Current timetable shaped by major infrastructure works in Germany
The service is launching in a difficult operating environment because of extensive infrastructure works in Germany, which have already forced timetable adjustments and temporary planning compromises.
Under the current schedule, the train departs Bohumín at 17:45, arrives in Prague at 22:32, stops in Dresden at 1:38 and reaches Frankfurt Airport at 8:06. In the opposite direction, the service leaves Frankfurt Airport at 14:39, arrives in Dresden at 22:30, Prague at 1:17 and Bohumín at 6:01.
Additional German stops currently include Leipzig, Fulda, Hanau, Offenbach and Frankfurt Süd. However, Leo Express has warned that closures and infrastructure works in Germany throughout the summer and autumn may affect timings and, on some days, even the specific stations served. Passengers are being advised to check the reservation system for the most up-to-date departure times.

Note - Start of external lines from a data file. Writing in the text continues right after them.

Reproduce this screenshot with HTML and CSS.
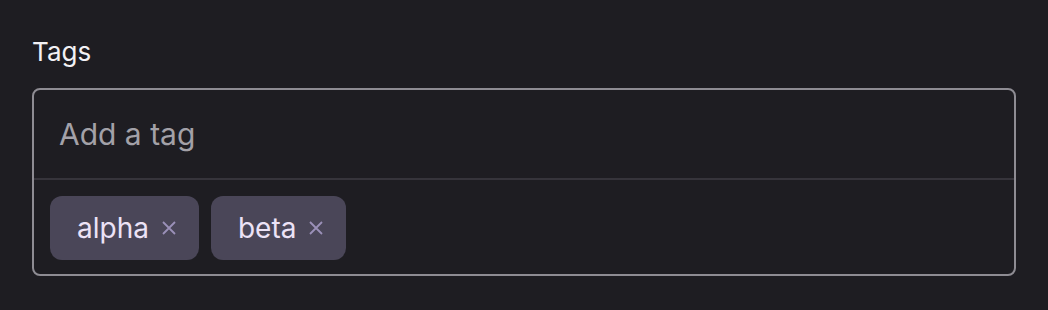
FILE: index.html
```html
<!DOCTYPE html>
<html lang="en">

<head>
  <meta charset="UTF-8" />
  <meta name="viewport" content="width=device-width, initial-scale=1.0" />
  <title>Tags</title>
  <link rel="stylesheet" href="styles.css">
</head>

<body>
  <div class="field">
    <label class="field-label" for="tag-input">Tags</label>
    <div class="tag-box">
      <input type="text" id="tag-input" class="tag-input" placeholder="Add a tag" />
      <ul class="tag-list">
        <li class="tag">
          <span>alpha</span>
          <button class="tag-remove" aria-label="Remove alpha">
            <svg width="14" height="14" viewBox="0 0 14 14"><path d="M1 1L13 13M13 1L1 13" /></svg>
          </button>
        </li>
        <li class="tag">
          <span>beta</span>
          <button class="tag-remove" aria-label="Remove beta">
            <svg width="14" height="14" viewBox="0 0 14 14"><path d="M1 1L13 13M13 1L1 13" /></svg>
          </button>
        </li>
      </ul>
    </div>
  </div>
</body>

</html>
```

FILE: styles.css
```css
* {
  box-sizing: border-box;
}

body {
  margin: 0;
  background: #1e1d22;
  font-family: Inter, "Noto Sans", sans-serif;
}

.field {
  padding: 34px 32px 0 32px;
}

.field-label {
  display: block;
  color: #f2f1f4;
  font-size: 26px;
  line-height: 36px;
  margin-bottom: 18px;
}

.tag-box {
  width: 984px;
  border: 2px solid #8e8c93;
  border-radius: 8px;
}

.tag-input {
  display: block;
  width: 100%;
  height: 90px;
  padding: 0 25px;
  appearance: none;
  border: none;
  border-bottom: 2px solid #36343b;
  background: transparent;
  color: #f2f1f4;
  font-family: inherit;
  font-size: 30px;
  outline: none;
}

.tag-input::placeholder {
  color: #a3a1a8;
}

.tag-list {
  margin: 0;
  padding: 16px 16px 14px 16px;
  list-style: none;
  display: flex;
  gap: 12px;
}

.tag {
  height: 64px;
  display: flex;
  align-items: center;
  padding: 0 23px 0 27px;
  border-radius: 12px;
  background: #4a4658;
  color: #ece2f6;
  font-size: 28px;
}

.tag-remove {
  display: flex;
  margin-left: 13px;
  padding: 0;
  appearance: none;
  border: none;
  background: none;
  cursor: pointer;
}

.tag-remove svg {
  stroke: #9b90b8;
  stroke-width: 1.8;
  fill: none;
}
```
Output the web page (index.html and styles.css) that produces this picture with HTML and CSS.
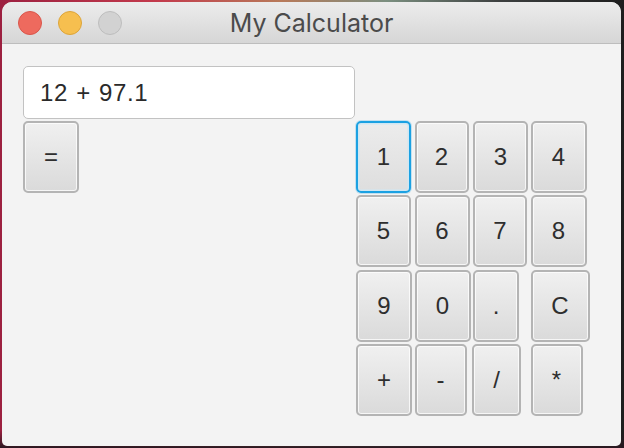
FILE: index.html
```html
<!DOCTYPE html>
<html>
<head>
<meta charset="utf-8">
<link rel="stylesheet" href="styles.css">
</head>
<body>
<div class="window">
  <div class="titlebar">
    <div class="lights">
      <span class="light red"></span>
      <span class="light yellow"></span>
      <span class="light gray"></span>
    </div>
    <div class="title">My Calculator</div>
    <div class="spacer"></div>
  </div>
  <div class="content">
    <div class="field">12 + 97.1</div>
    <div class="eq-cell"><button class="key eq">=</button></div>
    <div class="keypad">
      <button class="key w55 focused">1</button>
      <button class="key w54">2</button>
      <button class="key w55">3</button>
      <button class="key w56">4</button>
      <button class="key w55">5</button>
      <button class="key w55">6</button>
      <button class="key w54">7</button>
      <button class="key w56">8</button>
      <button class="key w56">9</button>
      <button class="key w56">0</button>
      <button class="key w46">.</button>
      <button class="key w59">C</button>
      <button class="key w56">+</button>
      <button class="key w52">-</button>
      <button class="key w49 shift">/</button>
      <button class="key w52">*</button>
    </div>
  </div>
</div>
</body>
</html>
```

FILE: styles.css
```css
html, body {
  margin: 0;
  padding: 0;
}
body {
  width: 624px;
  height: 448px;
  overflow: hidden;
  background:
    linear-gradient(180deg, rgba(0,0,0,0) 0%, rgba(0,0,0,0) 96%, #2a1820 100%),
    linear-gradient(90deg, #9c2040 0%, #c33a4c 25%, #b87a5a 45%, #7b8f80 62%, #3d4040 80%, #1e1e1e 100%);
}
.window {
  margin: 2px 0 0 2px;
  width: 619px;
  height: 444px;
  border-radius: 10px 10px 5px 5px;
  overflow: hidden;
  background: #f3f3f3;
  display: flex;
  flex-direction: column;
}
.titlebar {
  height: 41px;
  border-bottom: 1px solid #bdbdbd;
  background: linear-gradient(180deg, #ececec 0%, #d6d6d6 100%);
  display: grid;
  grid-template-columns: 1fr auto 1fr;
  align-items: center;
}
.lights {
  display: flex;
  gap: 16px;
  padding-left: 16px;
}
.light {
  width: 24px;
  height: 24px;
  border-radius: 50%;
  box-sizing: border-box;
}
.red { background: #ee6a5e; border: 1px solid #d9564b; }
.yellow { background: #f6bf4f; border: 1px solid #dca43a; }
.gray { background: #d2d2d2; border: 1px solid #bdbdbd; }
.title {
  font-family: "Inter", "Roboto", sans-serif;
  font-size: 25px;
  color: #4b4b4b;
  padding-top: 1px;
}
.content {
  padding: 22px 0 0 21px;
  display: grid;
  grid-template-columns: 332px auto;
  grid-template-rows: 53px auto;
  column-gap: 1px;
  row-gap: 2px;
  align-items: start;
}
.field {
  grid-column: 1 / 2;
  grid-row: 1;
  height: 53px;
  box-sizing: border-box;
  background: #ffffff;
  border: 1.5px solid #c2c2c2;
  border-radius: 5px;
  padding-left: 16px;
  display: flex;
  align-items: center;
  font-family: "Liberation Sans", Arial, sans-serif;
  font-size: 24px;
  color: #2a2a2a;
  white-space: pre;
  word-spacing: 1px;
  letter-spacing: 0.6px;
}
.eq-cell {
  grid-column: 1;
  grid-row: 2;
}
.keypad {
  grid-column: 2;
  grid-row: 2;
  display: grid;
  grid-template-columns: 56px 56px 55px 59px;
  grid-auto-rows: 72px;
  column-gap: 2.5px;
  row-gap: 2.3px;
}
.key {
  box-sizing: border-box;
  height: 72px;
  margin: 0;
  padding: 0;
  border: 2px solid #b4b4b4;
  border-radius: 5px;
  background: linear-gradient(180deg, #f0f0f0 0%, #dadada 100%);
  box-shadow: inset 0 0 0 1px rgba(255,255,255,0.75);
  font-family: "Liberation Sans", Arial, sans-serif;
  font-size: 24px;
  color: #2e2e2e;
  display: flex;
  align-items: center;
  justify-content: center;
  justify-self: start;
}
.eq { width: 56px; }
.w46 { width: 46px; }
.w49 { width: 49px; }
.w52 { width: 52px; }
.w54 { width: 54px; }
.w55 { width: 55px; }
.w56 { width: 56px; }
.w59 { width: 59px; }
.shift { margin-left: -1px; }
.focused {
  border: 2px solid #1ba1e2;
  box-shadow: 0 0 0 1px rgba(27,161,226,0.22), inset 0 0 0 1.5px #cfe7f3;
  background: linear-gradient(180deg, #ececec 0%, #dedede 100%);
}
```
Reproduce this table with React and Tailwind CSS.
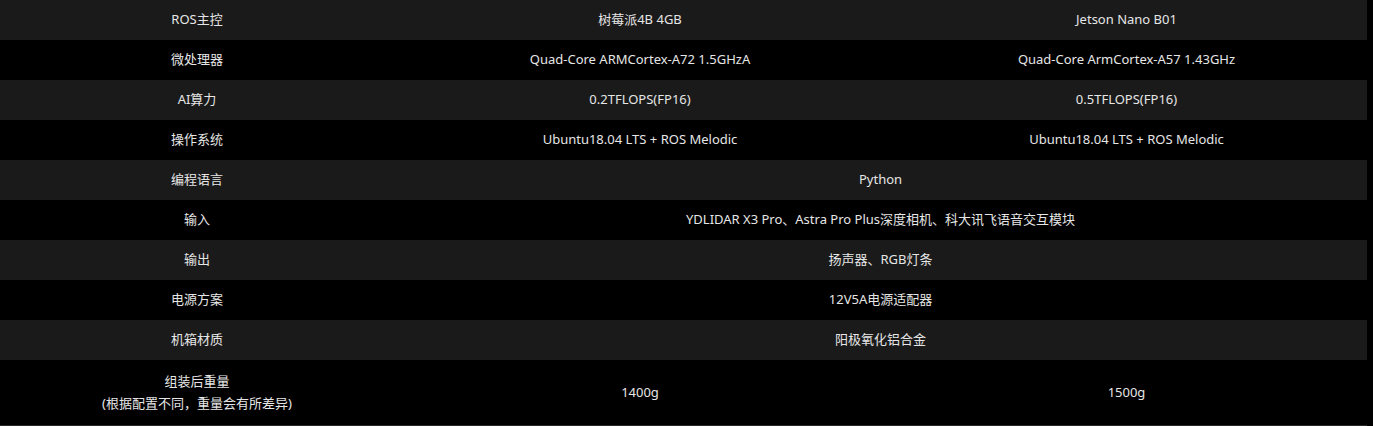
const rows = [
  { label: "ROS主控", a: "树莓派4B 4GB", b: "Jetson Nano B01" },
  { label: "微处理器", a: "Quad-Core ARMCortex-A72 1.5GHzA", b: "Quad-Core ArmCortex-A57 1.43GHz" },
  { label: "AI算力", a: "0.2TFLOPS(FP16)", b: "0.5TFLOPS(FP16)" },
  { label: "操作系统", a: "Ubuntu18.04 LTS + ROS Melodic", b: "Ubuntu18.04 LTS + ROS Melodic" },
  { label: "编程语言", all: "Python" },
  { label: "输入", all: "YDLIDAR X3 Pro、Astra Pro Plus深度相机、科大讯飞语音交互模块" },
  { label: "输出", all: "扬声器、RGB灯条" },
  { label: "电源方案", all: "12V5A电源适配器" },
  { label: "机箱材质", all: "阳极氧化铝合金" },
];

export default function App() {
  return (
    <div
      className="w-[1373px] h-[426px] bg-black text-[13px] text-[#e6e6e6] overflow-hidden"
      style={{ fontFamily: '"Noto Sans", "Noto Sans CJK SC", sans-serif' }}
    >
      <table className="w-[1367px] border-collapse table-fixed">
        <colgroup>
          <col className="w-[394px]" />
          <col className="w-[492px]" />
          <col />
        </colgroup>
        <tbody>
          {rows.map((r, i) => (
            <tr key={r.label} className={`h-10 ${i % 2 === 0 ? "bg-[#1a1a1a]" : "bg-black"}`}>
              <td className="text-center align-middle p-0">{r.label}</td>
              {r.all ? (
                <td colSpan={2} className="text-center align-middle p-0">
                  {r.all}
                </td>
              ) : (
                <>
                  <td className="text-center align-middle p-0">{r.a}</td>
                  <td className="text-center align-middle p-0">{r.b}</td>
                </>
              )}
            </tr>
          ))}
          <tr className="h-[65px] bg-black border-b border-[#2a2a2a]">
            <td className="text-center align-middle p-0 leading-[22px]">
              组装后重量
              <br />
              (根据配置不同，重量会有所差异)
            </td>
            <td className="text-center align-middle p-0">1400g</td>
            <td className="text-center align-middle p-0">1500g</td>
          </tr>
        </tbody>
      </table>
    </div>
  );
}
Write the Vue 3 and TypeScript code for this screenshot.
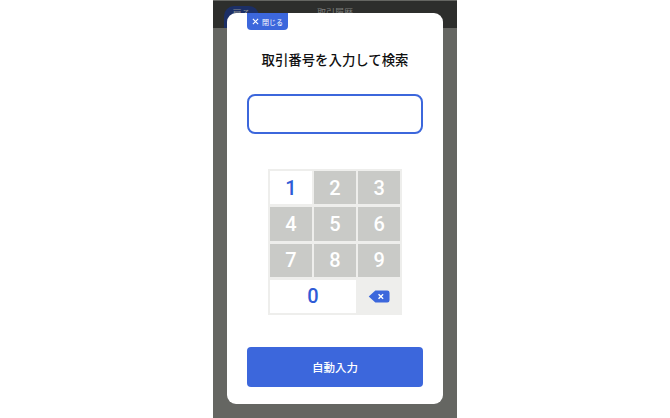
<script setup lang="ts">
const keys: { label: string; active?: boolean; wide?: boolean }[] = [
  { label: '1', active: true },
  { label: '2' },
  { label: '3' },
  { label: '4' },
  { label: '5' },
  { label: '6' },
  { label: '7' },
  { label: '8' },
  { label: '9' },
  { label: '0', active: true, wide: true },
]
</script>

<template>
  <div class="page">
    <div class="phone">
      <header class="topbar">
        <span class="back">戻る</span>
        <span class="bar-title">取引履歴</span>
      </header>
      <div class="backdrop">
        <section class="modal">
          <button class="close">
            <svg class="close-x" viewBox="0 0 8 8" width="7" height="7">
              <path d="M1 1L7 7M7 1L1 7" stroke="#fff" stroke-width="1.3" fill="none" />
            </svg>
            閉じる
          </button>
          <h1 class="title">取引番号を入力して検索</h1>
          <div class="field"></div>
          <div class="keypad">
            <div
              v-for="k in keys"
              :key="k.label"
              class="key"
              :class="{ active: k.active, wide: k.wide }"
            >{{ k.label }}</div>
            <div class="key erase">
              <svg viewBox="0 0 24 14" width="22" height="13">
                <path d="M8 .5H21a2.5 2.5 0 0 1 2.5 2.5V11a2.5 2.5 0 0 1-2.5 2.5H8L.8 7Z" fill="#3c67dc" />
                <path d="M11.5 4.5L16.5 9.5M16.5 4.5L11.5 9.5" stroke="#fff" stroke-width="1.5" fill="none" />
              </svg>
            </div>
          </div>
          <button class="auto">自動入力</button>
        </section>
      </div>
    </div>
  </div>
</template>

<style>
html, body { margin: 0; background: #fff; }
</style>

<style scoped>
.page {
  width: 670px;
  height: 418px;
  box-sizing: border-box;
  padding-left: 213px;
  display: flex;
  overflow: hidden;
  background: #fff;
  font-family: "Noto Sans CJK JP", "Noto Sans", sans-serif;
}
.phone {
  width: 244px;
  height: 418px;
  display: flex;
  flex-direction: column;
  position: relative;
  background: #656662;
}
.topbar {
  height: 27px;
  flex: none;
  margin-top: 1px;
  background: #2d2e2c;
  position: relative;
  display: flex;
  justify-content: center;
  overflow: hidden;
}
.back {
  position: absolute;
  left: 11px;
  top: 5px;
  width: 35px;
  height: 24px;
  border-radius: 10px 10px 0 0;
  background: #1c2f66;
  color: #8d8f90;
  font-size: 9px;
  line-height: 16px;
  text-align: center;
}
.bar-title {
  color: #7d7e7c;
  font-size: 9px;
  line-height: 24px;
}
.backdrop {
  flex: 1;
}
.modal {
  position: absolute;
  left: 14px;
  top: 13px;
  width: 216px;
  height: 391px;
  box-sizing: border-box;
  padding: 0 20px;
  background: #fff;
  border-radius: 9px;
  display: flex;
  flex-direction: column;
  align-items: center;
}
.close {
  align-self: flex-start;
  width: 41px;
  height: 17px;
  padding: 0;
  border: 0;
  border-radius: 0 0 4px 4px;
  background: #3c67dc;
  color: #fff;
  font-family: inherit;
  font-size: 7px;
  display: flex;
  align-items: center;
  justify-content: center;
  gap: 3px;
}
.close-x {
  flex: none;
}
.title {
  margin: 18px 0 0;
  height: 22px;
  font-size: 13.4px;
  line-height: 22px;
  font-weight: 500;
  color: #111;
  white-space: nowrap;
}
.field {
  margin-top: 24px;
  width: 176px;
  height: 40px;
  box-sizing: border-box;
  border: 2px solid #3c67dc;
  border-radius: 8px;
  background: #fff;
  flex: none;
}
.keypad {
  margin-top: 35px;
  width: 134px;
  height: 146px;
  box-sizing: border-box;
  padding: 2px;
  background: #eeeeec;
  display: grid;
  grid-template-columns: repeat(3, 1fr);
  grid-template-rows: repeat(4, 1fr);
  gap: 3px 2.5px;
  flex: none;
}
.key {
  background: #c9cac7;
  color: #fff;
  font-family: Roboto, sans-serif;
  font-size: 20px;
  font-weight: 500;
  display: flex;
  align-items: center;
  justify-content: center;
}
.key.active {
  background: #fff;
  color: #2f5bd6;
}
.key.wide {
  grid-column: span 2;
}
.key.erase {
  background: #eeeeec;
}
.auto {
  margin-top: 32px;
  width: 176px;
  height: 40px;
  flex: none;
  border: 0;
  border-radius: 4px;
  background: #3c67dc;
  color: #fff;
  font-family: inherit;
  font-size: 11.5px;
  font-weight: 500;
}
</style>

Leo Express is betting on east-west rail corridors
The broader significance of the launch lies in what it says about Leo Express’s long-term strategy. The operator is not simply adding another international route. It is trying to build a trans-European corridor that links Western Europe with Central Europe and, eventually, with one of the key rail access points to Ukraine.
That is an ambitious play in a market where international rail is often fragmented by infrastructure constraints, national regulations and timetable conflicts. But it also taps into a growing demand for direct, lower-emission cross-border transport that avoids airport transfers and long car journeys.
If Leo Express succeeds in extending the route fully to Przemyśl by rail, the Frankfurt-Prague-Przemyśl service could become one of the more interesting new private-rail links in Central Europe – not because of its speed alone, but because of the geography it connects and the role it could play in reshaping east-west rail travel across the region.